Volto aos livros lidos e que tanto me impactaram. O rinoceronte do título do livro de ensaios de Regina Dalcastagnè é o de Albrecht Dürer, em gravura feita em 1515 pelo artista europeu sem nunca ter visto antes aquele animal. Dürer fez um “retrato falado” de um rinoceronte, como bem sintetizou a autora, a partir das descrições de outras pessoas.


A obra de arte de Dürer, cita a autora, nos faz lembrar que “nossas relações com o mundo são mediadas pelas representações sobre ele, às vezes mais do que pela própria realidade”. Ou seja, durante séculos, o rinoceronte de Dürer, com escamas e uma carapaça que o aproximava mais a um dragão do que a um rinoceronte africano, foi a ideia de rinoceronte para milhões de europeus. E a autora arremata:


“Por mais que nos esforcemos para olhar em volta, para entender o que vem sendo produzido no momento, o que costumamos entender como literatura está entrelaçado a um conjunto de ideias e imagens profundamente enraizadas (muitas vezes, em solo europeu)”.


O prego que aparece no título, por sua vez, é uma referência a uma história contada a ela por um aluno do

curso de Antropologia. A partir de uma experiência acadêmica de colocar máquinas fotográficas artesanais, feitas de lata, nas mãos de meninos e meninas de rua, algumas fotos chamaram atenção do grupo de estudo. As crianças e adolescentes deveriam registrar com aquelas máquinas o que as oprimia, e muitas fotografaram policiais, garçons e vendedores, figuras que as enxotavam no dia a dia. Mas um conjunto de imagens destoava: eram fotografias de uma parede vazia, com um prego espetado no meio. A autora explica:


“Uma vez que as fotos não faziam sentido para a equipe de pesquisadores, chamaram o menino para conversar sobre o assunto. Ao contrário do que pensavam, ele havia entendido o que queriam e explicou o seu recorte: era engraxate, mas não tinha autorização para trabalhar em qualquer lugar, por isso alugava aquele espaço e o prego era onde podia pendurar sua caixa. Era aquilo que o oprimia, a exploração do trabalho”.

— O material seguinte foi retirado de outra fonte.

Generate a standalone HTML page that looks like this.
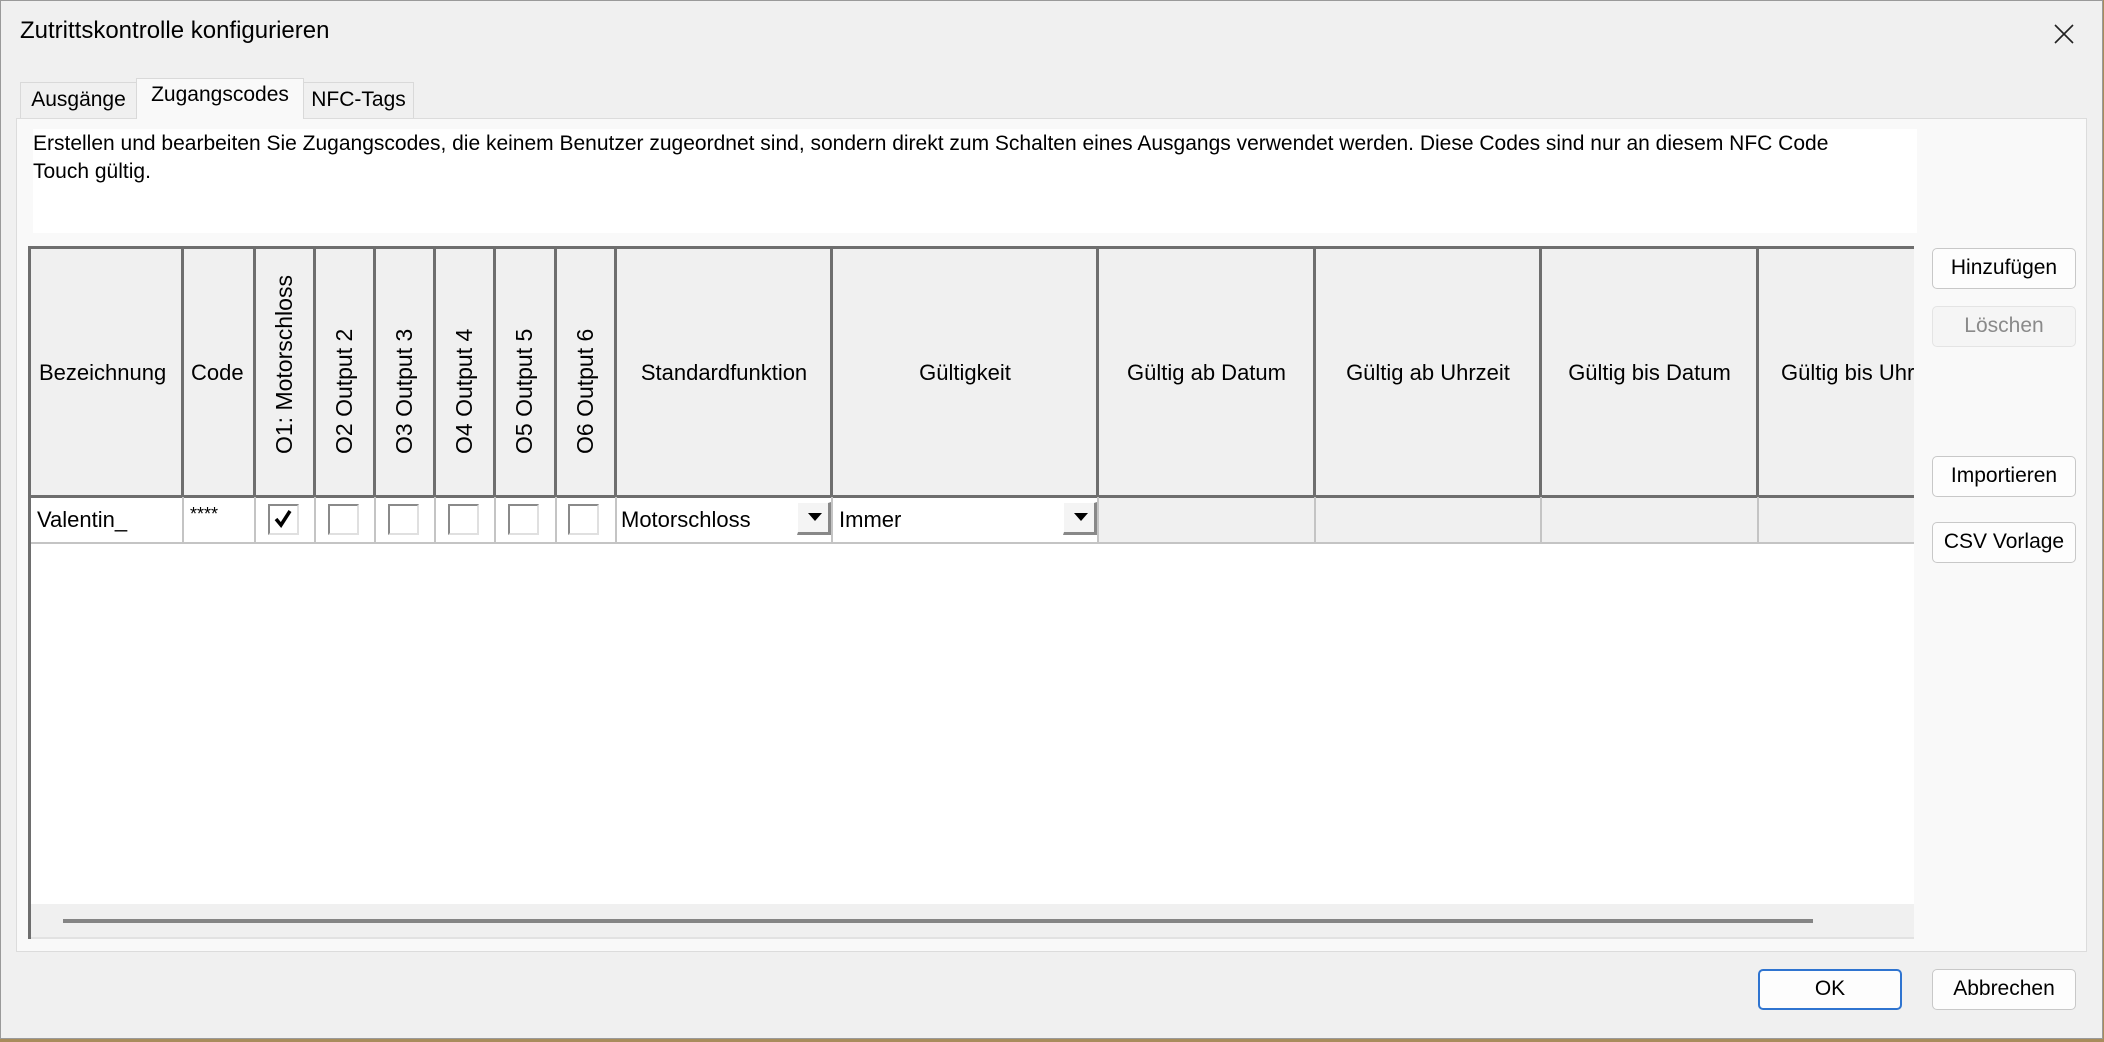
<!DOCTYPE html>
<html><head><meta charset="utf-8"><style>
*{box-sizing:border-box;margin:0;padding:0}
body{width:2104px;height:1042px;background:#a88c5c;font-family:"Segoe UI","Liberation Sans",sans-serif;font-size:21px;color:#000;position:relative;overflow:hidden}
.a{position:absolute}
#dlg{left:0;top:0;width:2103px;height:1039px;background:#f0f0f0;border:1px solid #9a9a9a}
.tab{position:absolute;border:1px solid #d9d9d9;border-bottom:none;background:#f0f0f0;text-align:center;line-height:34px;font-size:21px}
.btn{position:absolute;width:144px;height:41px;border:1px solid #c8c8c8;border-radius:5px;background:#fdfdfd;text-align:center;line-height:38px;font-size:21px;white-space:nowrap}
.vd{position:absolute;top:248px;height:248px;width:3px;background:#6e6e6e}
.rd{position:absolute;top:496px;height:47px;width:2px;background:#c4c4c4}
.vt{position:absolute;top:453px;transform-origin:0 0;transform:rotate(-90deg);white-space:nowrap;line-height:26px;font-size:23px}
.ht{position:absolute;top:359px;text-align:center;white-space:nowrap;font-size:22px}
.cb{position:absolute;top:503px;width:31px;height:31px;border:2px solid #8a8a8a;border-right-color:#e0e0e0;border-bottom-color:#e0e0e0;background:#fff}
.dd{position:absolute;top:501px;width:34px;height:33px;background:#f4f4f4;border:1px solid #fff;border-right:3px solid #888;border-bottom:3px solid #888}
.dd:after{content:"";position:absolute;left:10px;top:10px;border-left:7px solid transparent;border-right:7px solid transparent;border-top:8px solid #000}
.rt{position:absolute;top:506px;font-size:22px}
</style></head><body>
<div id="dlg" class="a">
<div class="a" style="left:19px;top:16px;font-size:24px">Zutrittskontrolle konfigurieren</div>
<svg class="a" style="left:2053px;top:23px" width="20" height="20"><path d="M1 1L19 19M19 1L1 19" stroke="#222" stroke-width="1.6"/></svg>

<div class="tab" style="left:19px;top:81px;width:117px;height:37px">Ausgänge</div>
<div class="tab" style="left:135px;top:77px;width:168px;height:41px;background:#f9f9f9;line-height:32px;z-index:2">Zugangscodes</div>
<div class="tab" style="left:302px;top:81px;width:111px;height:37px">NFC-Tags</div>

<div class="a" style="left:15px;top:117px;width:2071px;height:834px;background:#f9f9f9;border:1px solid #dcdcdc"></div>
<div class="a" style="left:32px;top:128px;width:1884px;height:104px;background:#fff;padding:1px 0 0 0;line-height:28px;white-space:nowrap">Erstellen und bearbeiten Sie Zugangscodes, die keinem Benutzer zugeordnet sind, sondern direkt zum Schalten eines Ausgangs verwendet werden. Diese Codes sind nur an diesem NFC Code<br>Touch gültig.</div>

<div class="a" style="left:27px;top:245px;width:1886px;height:693px;background:#fff;border-bottom:2px solid #e2e2e2"></div>
<div class="a" style="left:27px;top:245px;width:1886px;height:251px;background:#f0f0f0;border-top:3px solid #6e6e6e"></div>
<div class="a" style="left:27px;top:245px;width:3px;height:693px;background:#6e6e6e"></div>
<div class="a" style="left:27px;top:494px;width:1886px;height:3px;background:#6e6e6e"></div>
<div class="a" style="left:1097px;top:497px;width:816px;height:46px;background:#f0f0f0"></div>
<div class="a" style="left:30px;top:541px;width:1883px;height:2px;background:#c4c4c4"></div>
<div class="a" style="left:30px;top:903px;width:1883px;height:33px;background:#f0f0f0"></div>
<div class="a" style="left:62px;top:918px;width:1750px;height:4px;background:#858585"></div>

<div class="vd" style="left:180px"></div><div class="vd" style="left:252px"></div><div class="vd" style="left:312px"></div><div class="vd" style="left:372px"></div><div class="vd" style="left:432px"></div><div class="vd" style="left:492px"></div><div class="vd" style="left:553px"></div><div class="vd" style="left:613px"></div><div class="vd" style="left:829px"></div><div class="vd" style="left:1095px"></div><div class="vd" style="left:1312px"></div><div class="vd" style="left:1538px"></div><div class="vd" style="left:1755px"></div>
<div class="rd" style="left:181px"></div><div class="rd" style="left:253px"></div><div class="rd" style="left:313px"></div><div class="rd" style="left:373px"></div><div class="rd" style="left:433px"></div><div class="rd" style="left:493px"></div><div class="rd" style="left:554px"></div><div class="rd" style="left:614px"></div><div class="rd" style="left:830px"></div><div class="rd" style="left:1096px"></div><div class="rd" style="left:1313px"></div><div class="rd" style="left:1539px"></div><div class="rd" style="left:1756px"></div>

<div class="ht" style="left:38px">Bezeichnung</div>
<div class="ht" style="left:190px">Code</div>
<div class="ht" style="left:616px;width:214px">Standardfunktion</div>
<div class="ht" style="left:832px;width:264px">Gültigkeit</div>
<div class="ht" style="left:1098px;width:215px">Gültig ab Datum</div>
<div class="ht" style="left:1315px;width:224px">Gültig ab Uhrzeit</div>
<div class="ht" style="left:1541px;width:215px">Gültig bis Datum</div>
<div class="ht" style="left:1780px;width:133px;overflow:hidden;text-align:left">Gültig bis Uhrzeit</div>

<div class="vt" style="left:270px">O1: Motorschloss</div>
<div class="vt" style="left:330px">O2 Output 2</div>
<div class="vt" style="left:390px">O3 Output 3</div>
<div class="vt" style="left:450px">O4 Output 4</div>
<div class="vt" style="left:510px">O5 Output 5</div>
<div class="vt" style="left:571px">O6 Output 6</div>

<div class="rt" style="left:36px">Valentin_</div>
<div class="a" style="left:189px;top:503px;font-size:18px">****</div>
<div class="cb" style="left:267px"><svg width="27" height="27" style="position:absolute;left:0;top:0"><path d="M6 13L11 19L20 5" stroke="#000" stroke-width="3.5" fill="none"/></svg></div>
<div class="cb" style="left:327px"></div><div class="cb" style="left:387px"></div><div class="cb" style="left:447px"></div><div class="cb" style="left:507px"></div><div class="cb" style="left:567px"></div>
<div class="rt" style="left:620px">Motorschloss</div>
<div class="dd" style="left:796px"></div>
<div class="rt" style="left:838px">Immer</div>
<div class="dd" style="left:1062px"></div>

<div class="btn" style="left:1931px;top:247px">Hinzufügen</div>
<div class="btn" style="left:1931px;top:305px;color:#8a8a8a;background:#f5f5f5;border-color:#e4e4e4">Löschen</div>
<div class="btn" style="left:1931px;top:455px">Importieren</div>
<div class="btn" style="left:1931px;top:521px">CSV Vorlage</div>

<div class="btn" style="left:1757px;top:968px;border:2px solid #2f74d0;line-height:36px">OK</div>
<div class="btn" style="left:1931px;top:968px">Abbrechen</div>
</div>
</body></html>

O rinoceronte de Dürer é a representação imposta, muita vezes em conflito com a realidade. O prego na parede fotografado pelo menino de rua é a resistência, pela arte, de quem luta contra a opressão.


A palavra árabe nur em português quer dizer luz, e foi a primeira que o pai de Salim Miguel aprendeu no Brasil. Não sei qual foi a primeira palavra em português aprendida pelo meu bisavô. Mas a imagem de um rinoceronte africano (meu bisavô veio do Marrocos, depois de fugir do Líbano em guerra) vagando pela escuridão me parece muito bela. Longe da civilização que está levando sua espécie ao extermínio, esse rinoceronte imponente e solitário da minha imaginação representa, para mim, uma resistência tão forte quanto a do menino de rua que conseguiu fotografar a própria opressão.